We believe the distribution of the Subscription Rights in this Rights Offering should be a non-taxable distribution to holders of shares of common stock and holders of Participating Securities, under Section 305(a) of the Internal Revenue Code of 1986, as amended, or the Code. Please see the discussion under the heading "Material U.S. Federal Income Tax Consequences" below. This position is not binding on U.S. Internal Revenue Service (the "IRS") or the courts, however. If this Rights Offering is deemed to be part of a "disproportionate distribution" under Section 305 of the Code, your receipt of Subscription Rights in this Rights Offering may be treated as the receipt of a taxable distribution to you equal to the fair market value of the Subscription Rights. Any such distribution would be treated as dividend income to the extent of our current and accumulated earnings and profits, if any, with any excess being treated as a return of capital to the extent thereof and then as capital gain. Each holder of shares of common stock and each holder of Participating Securities is urged to consult his, her or its own tax advisor with respect to the particular tax consequences of this Rights Offering.

***Proposed legislation in the U.S. Congress, including changes in U.S. tax law, may adversely impact the Company and the value of our Subscription Rights, shares of our common stock and Preferred Stock, and Warrants.***

Changes to U.S. tax laws (which changes may have retroactive application) could adversely affect the Company or holders of our Subscription Rights, shares of our common stock and Preferred Stock, and Warrants. In recent years, many changes to U.S. federal income tax laws have been proposed and made, and additional changes to U.S. federal income tax laws are likely to continue to occur in the future.

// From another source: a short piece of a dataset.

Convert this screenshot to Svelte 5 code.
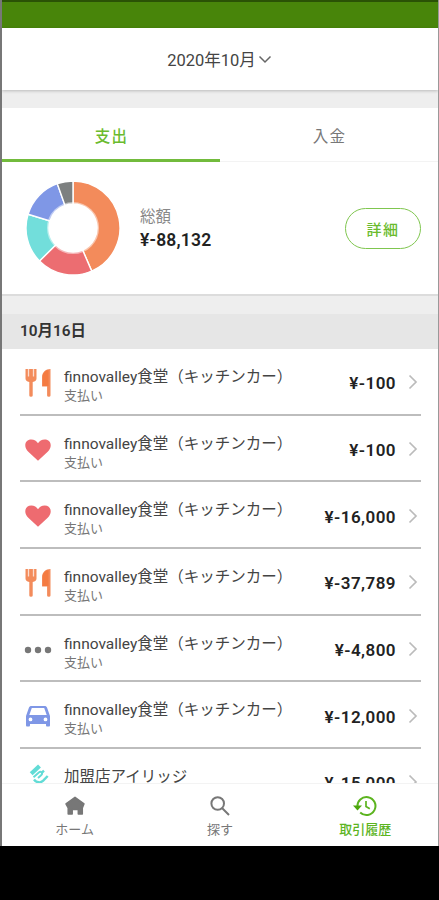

The U.S. Congress is currently considering numerous items of legislation which may be enacted prospectively or with retroactive effect, which legislation could adversely impact the Company's financial performance and the value of our Subscription Rights, shares of our common stock and Preferred Stock and Warrants.

***Exercising the Subscription Rights limits your ability to engage in certain hedging transactions that could provide you with financial benefits.***

By exercising the Subscription Rights, you are representing to us that you have not entered into any short sale or similar transaction with respect to our common stock since the Record Date for the Rights Offering. This requirement prevents you from pursuing certain investment strategies that could provide you greater financial benefits than you might have realized if the Subscription Rights did not contain this requirement.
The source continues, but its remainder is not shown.